Adolph shared the story of the many miracles that Jesus performed in his short time on Earth including turning water into wine and healing the sick, lame, and blind.

“There was another man, he was blind. He couldn’t see at all. He was trying to make his way and the Bible says he came to Jesus and they said, ‘Who sinned this man or his parents?’ and Jesus said … I put this blind man here just for you to be able to know that God is the Glory and everyone knows a miracle. He was blind but the Lord Jesus spat on the ground, made some clay and then all of a sudden wiped it on his eyes and the Bible says he told this blind man go wash in the pool and he washed, he came back seeing. And when he could see, they said, ‘Who healed you? Are you sure it was Jesus?’ The man said, ‘I don’t know what you want to say about him, but what I know is this: I used to be blind, but meeting Jesus, I can see.’”

But Jesus didn’t come to Earth just to perform miracles, Adolph pointed out.

“He didn’t come just to do miracles only. Even though he did a lot of wonderful miracles,” Adolph said. “He was born to die. … He died because he loves you so much. … He knew the only way you could get to heaven was to have a sacrifice to please his God.

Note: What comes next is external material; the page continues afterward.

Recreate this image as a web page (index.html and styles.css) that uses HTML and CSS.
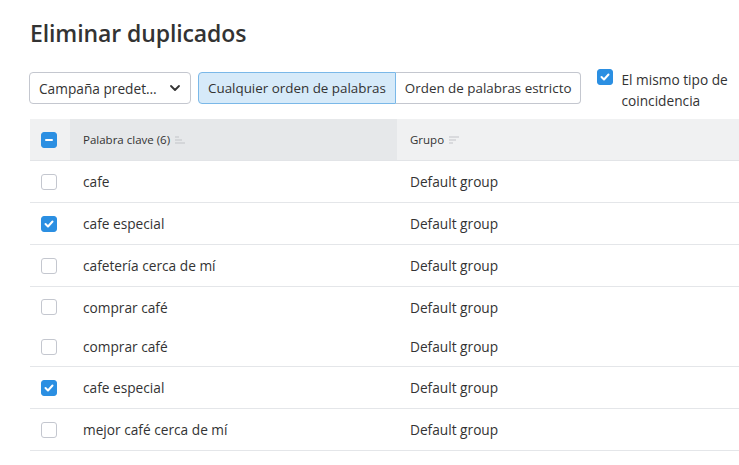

The real gift at Christmas is not the miracles that Jesus did. The real miracle at Christmas is the gift Jesus came to give and that gift is everlasting life.

The reason we are here today is because the Reauds taught their children about Jesus and even though you’ll have gifts from them, the greatest gift that you will ever receive in your lifetime doesn’t come under the tree, it comes from the tree.”

“It’s one thing to get a bicycle and a bunch of gifts … but I personally think the greatest gift in the world is the gift of Jesus Christ,” said Jon Reaud. “We believe that that is the greatest gift that we’ve ever received.”